Methodology

This project began with an interest in the gendered nature of stove advertisements around the mid-twentieth century. In researching the history of stoves and gender, an important book has been More Work For Mother: The Ironies Of Household Technology From The Open Hearth To The Microwave by Ruth Schwartz Cowan. In her work she talks about the ways in which the stoves design has been improved upon solely for the benefit of men. For example, one significant development was the ability to use things like gas or electricity to cook. The one who innately benefits from this change, as Cowan argues, is men for they no longer must chop enough firewood to keep a stove going. Using this as a starting point of inquiry, I began looking into how this translates into the development of stoves in the first half of the twentieth century and their advertisement in connection to gender.

In creating this project, I have cultivated a largely digital source base or have used technology to find the relevant physical sources. Using databases for my secondary sources like Omni, University of Ottawa’s library database, I was able to get not just digital articles but also physical books that have proved invaluable especially in covering the topics of gender and domestic work. In terms of primary sources, I have largely used the online collection of mail-order catalogues from Library and Archives Canada. However, I have added individual advertisements posted by local groups of stove advertisements related to their communities and included photographs and flipbooks of physical documents from Ingenium’s trade literature collection.

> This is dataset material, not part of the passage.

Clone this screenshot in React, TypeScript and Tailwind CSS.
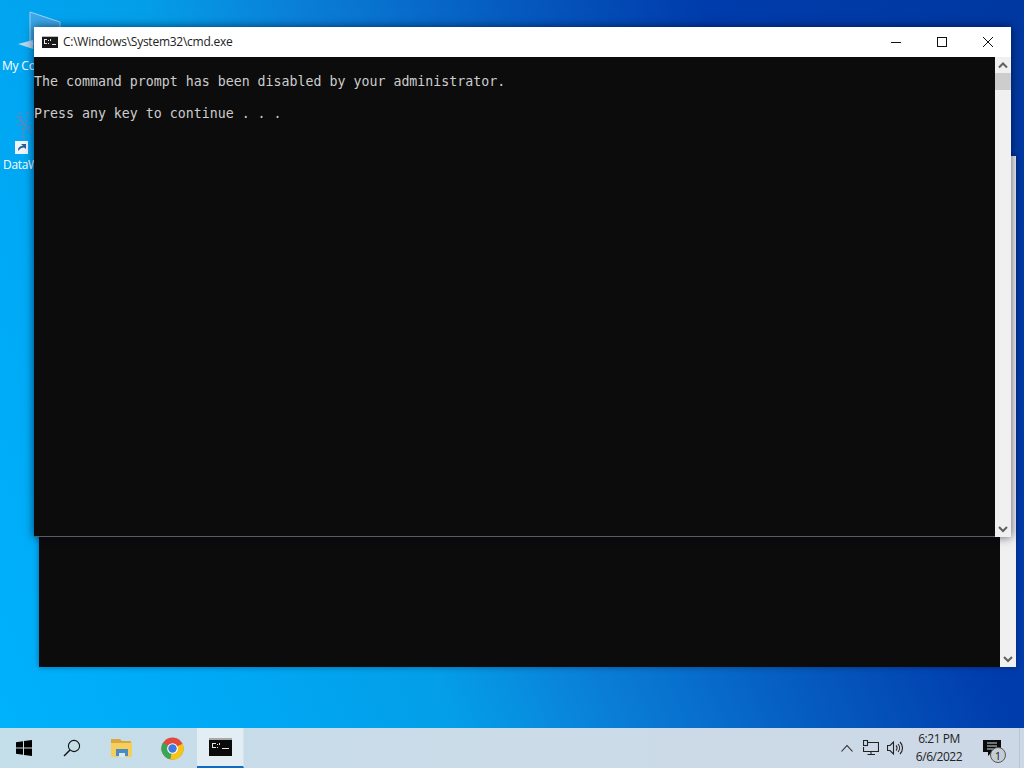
const mono = "font-['DejaVu_Sans_Mono',monospace] text-[13.28px] leading-[16px] text-[#cccccc] whitespace-pre";

function Chevron({ up }: { up?: boolean }) {
  return (
    <svg width="16" height="16" viewBox="0 0 16 16" fill="none" stroke="#606060" strokeWidth="2" className="shrink-0">
      <path d={up ? "M4 10.5 L8 6.5 L12 10.5" : "M4 6 L8 10 L12 6"} />
    </svg>
  );
}

function Desk() {
  return (
    <>
      <div className="absolute left-0 top-0 w-[70px] h-[80px]">
        <svg width="70" height="56" viewBox="0 0 70 56" className="absolute left-0 top-0">
          <path d="M30 12 L60 22 L60 44 L30 44 Z" fill="#3ba6e8" stroke="#9cd2f2" strokeWidth="1" />
          <path d="M18 44 L33 40 L33 49 Z" fill="#b4d8ee" />
        </svg>
        <span className="absolute left-[2px] top-[58px] text-white text-[12px] leading-[16px] whitespace-nowrap tracking-[-0.2px] font-['Open_Sans',sans-serif]">My Co</span>
      </div>
      <div className="absolute left-0 top-[106px] w-[70px] h-[70px]">
        <svg width="40" height="50" viewBox="0 0 40 50" className="absolute left-0 top-0">
          <path d="M20 6 L24 32 M28 6 L22 32 M17 18 L33 22 M17 10 L33 28" stroke="#b0708c" strokeWidth="2" strokeDasharray="2 2" opacity="0.55" />
          <rect x="15" y="35" width="13" height="13" fill="#eef4f8" />
          <path d="M18 45 C18 41 20 40 23 40 L21 38 L26 38 L26 43 L24 41.5 C22 41.5 20 42.5 18 45 Z" fill="#2a5f98" />
        </svg>
        <span className="absolute left-[3px] top-[51px] text-white text-[12px] leading-[16px] whitespace-nowrap tracking-[-0.3px] font-['Open_Sans',sans-serif]">DataW</span>
      </div>
    </>
  );
}

function BackWindow() {
  return (
    <div className="absolute left-[39px] top-[156px] w-[977px] h-[511px] flex shadow-[0_0_6px_rgba(0,0,40,0.4)]">
      <div className="flex-1 bg-[#0c0c0c]" />
      <div className="w-[16px] bg-[#f0f0f0] flex flex-col justify-end items-center">
        <Chevron />
      </div>
    </div>
  );
}

function FrontWindow() {
  return (
    <div className="absolute left-[34px] top-[27px] w-[977px] h-[510px] flex flex-col shadow-[0_0_9px_rgba(0,0,30,0.65)]">
      <div className="h-[30px] bg-white flex items-center shrink-0">
        <svg width="16" height="12" viewBox="0 0 16 12" className="ml-[8px] mr-[5px] shrink-0">
          <rect x="0" y="0" width="16" height="12" fill="#1a1a1a" />
          <rect x="0" y="0" width="16" height="1" fill="#bdbdbd" />
          <path d="M2 3 H5 V4 H3 V7 H5 V8 H2 Z M6 4 H7 V5 H6 Z M6 7 H7 V8 H6 Z M8 3 H9 V5 H8 Z M10 8 H14 V9 H10 Z" fill="#ececec" />
        </svg>
        <span className="text-[12px] leading-[16px] text-[#222] font-['Open_Sans',sans-serif] tracking-[-0.25px]">C:\Windows\System32\cmd.exe</span>
        <div className="ml-auto flex h-full items-center">
          <div className="w-[46px] h-full flex items-center justify-center">
            <svg width="12" height="12" viewBox="0 0 12 12" stroke="#111" fill="none"><path d="M1 6.5 H11" /></svg>
          </div>
          <div className="w-[46px] h-full flex items-center justify-center">
            <svg width="12" height="12" viewBox="0 0 12 12" stroke="#111" fill="none"><rect x="1.5" y="1.5" width="9" height="9" /></svg>
          </div>
          <div className="w-[46px] h-full flex items-center justify-center">
            <svg width="12" height="12" viewBox="0 0 12 12" stroke="#111" fill="none"><path d="M1 1 L11 11 M11 1 L1 11" /></svg>
          </div>
        </div>
      </div>
      <div className="flex-1 flex min-h-0">
        <div className={`flex-1 bg-[#0c0c0c] pt-[17px] border-b border-[#5c5c5c] ${mono}`}>
          {"The command prompt has been disabled by your administrator.\n\nPress any key to continue . . ."}
        </div>
        <div className="w-[16px] bg-[#f0f0f0] flex flex-col items-center">
          <Chevron up />
          <div className="w-[16px] h-[17px] bg-[#cdcdcd] shrink-0" />
          <div className="flex-1" />
          <Chevron />
        </div>
      </div>
    </div>
  );
}

function Taskbar() {
  return (
    <div className="absolute left-0 right-0 bottom-0 h-[40px] flex items-center bg-[linear-gradient(90deg,#c4deea_0%,#cbdbe8_50%,#cdd8e6_100%)]">
      <div className="w-[48px] h-full flex items-center justify-center">
        <svg width="16" height="16" viewBox="0 0 16 16" fill="#000">
          <path d="M0 2.3 L7 1.2 V7.4 H0 Z M8 1 L16 0 V7.4 H8 Z M0 8.5 H7 V14.8 L0 13.7 Z M8 8.5 H16 V16 L8 15 Z" />
        </svg>
      </div>
      <div className="w-[48px] h-full flex items-center justify-center">
        <svg width="18" height="18" viewBox="0 0 18 18" fill="none" stroke="#111" strokeWidth="1.1">
          <circle cx="11" cy="7" r="5.6" />
          <path d="M7 11 L1 17" strokeWidth="1.4" />
        </svg>
      </div>
      <div className="w-[52px] h-full flex items-center justify-center">
        <svg width="24" height="22" viewBox="0 0 24 22">
          <path d="M1 2 H10 L12 4 H21 V8 H1 Z" fill="#d9a73c" />
          <path d="M1 6 H22 V20 H1 Z" fill="#f6ce5c" />
          <path d="M6 12 H18 V19 H15 V16 H9 V19 H6 Z" fill="#4a8cc0" />
          <path d="M9 16 H15 V20 H9 Z" fill="#d9e6ee" />
        </svg>
      </div>
      <div className="w-[49px] h-full flex items-center justify-center">
        <svg width="23" height="23" viewBox="0 0 24 24">
          <circle cx="12" cy="12" r="11.5" fill="#e04a3a" />
          <path d="M12 12 L22.5 7 A11.5 11.5 0 0 1 9.5 23.2 Z" fill="#f5c518" />
          <path d="M12 12 L9.5 23.2 A11.5 11.5 0 0 1 2 6 Z" fill="#3aa655" />
          <circle cx="12" cy="12" r="5.6" fill="#fff" />
          <circle cx="12" cy="12" r="4.4" fill="#3f78e0" />
        </svg>
      </div>
      <div className="w-[47px] h-full flex items-center justify-center bg-[#e2edf4] border-b-2 border-[#0f6cc4] border-r border-r-[#d6e2ec]">
        <svg width="23" height="18" viewBox="0 0 23 18">
          <rect x="0" y="0" width="23" height="18" fill="#0b0b0b" />
          <rect x="0" y="0" width="23" height="2" fill="#a8a8a8" />
          <path d="M3 5 H7 V6 H4 V9 H7 V10 H3 Z M8 6 H9 V7 H8 Z M8 9 H9 V10 H8 Z M10 5 H11 V7 H10 Z M13 10 H20 V11 H13 Z" fill="#e4e4e4" />
        </svg>
      </div>
      <div className="ml-auto flex items-center h-full">
        <svg width="12" height="8" viewBox="0 0 12 8" fill="none" stroke="#222" strokeWidth="1.1" className="mr-[10px]">
          <path d="M0.5 7.5 L6 1.5 L11.5 7.5" />
        </svg>
        <svg width="16" height="16" viewBox="0 0 16 16" fill="none" stroke="#222" strokeWidth="1.1" className="mr-[8px]">
          <path d="M5 2.5 H15.5 V11.5 H0.5 V7" />
          <rect x="0.5" y="0.5" width="4" height="5" />
          <path d="M8 11.5 V14.5 M4.5 14.5 H12" />
        </svg>
        <svg width="16" height="14" viewBox="0 0 16 14" fill="none" stroke="#222" strokeWidth="1.1" className="mr-[3px]">
          <path d="M0.5 4.5 H3 L6.5 1 V13 L3 9.5 H0.5 Z" />
          <path d="M9 4.5 A3.5 3.5 0 0 1 9 9.5 M11 3 A6 6 0 0 1 11 11 M13 1 A8.5 8.5 0 0 1 13 13" />
        </svg>
        <div className="w-[66px] flex flex-col items-center text-[12px] leading-[18px] text-[#222] font-['Open_Sans',sans-serif] tracking-[-0.45px]">
          <span>6:21 PM</span>
          <span>6/6/2022</span>
        </div>
        <div className="relative w-[18px] h-full ml-[11px] pt-[12px]">
          <svg width="18" height="16" viewBox="0 0 18 16" className="block">
            <path d="M0 0 H18 V12 H9 L5 16 V12 H0 Z" fill="#0b0b0b" />
            <path d="M4 3 H14 M4 6 H14 M4 9 H11" stroke="#cfdde8" strokeWidth="1" />
          </svg>
          <div className="absolute left-[7px] top-[19px] w-[16px] h-[16px] rounded-full border border-[#555] bg-[#c4ccd4] flex items-center justify-center text-[11px] leading-none text-[#222] font-['Open_Sans',sans-serif]">1</div>
        </div>
        <div className="w-px h-full bg-[#b9c6d4] ml-[18px] mr-[4px]" />
      </div>
    </div>
  );
}

export default function App() {
  return (
    <div className="relative w-[1024px] h-[768px] overflow-hidden bg-[linear-gradient(66.5deg,#00b2fc_0%,#00a8f4_20%,#049ee8_35%,#0a80d8_46%,#0558be_63%,#003cac_76%,#0038a0_100%)]">
      <Desk />
      <BackWindow />
      <FrontWindow />
      <Taskbar />
    </div>
  );
}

What led to this exhibit's creation is the ability to present it in a more accessible format with more interactive visuals in comparison to a traditional paper. As someone interested in the information field, I appreciate the ability to lay out as much information about the primary sources that I am using for an audience. This format also afforded me a space to practice coding, and even though I ended up using only small aspects in the final product it gave me the chance to test out different inputs.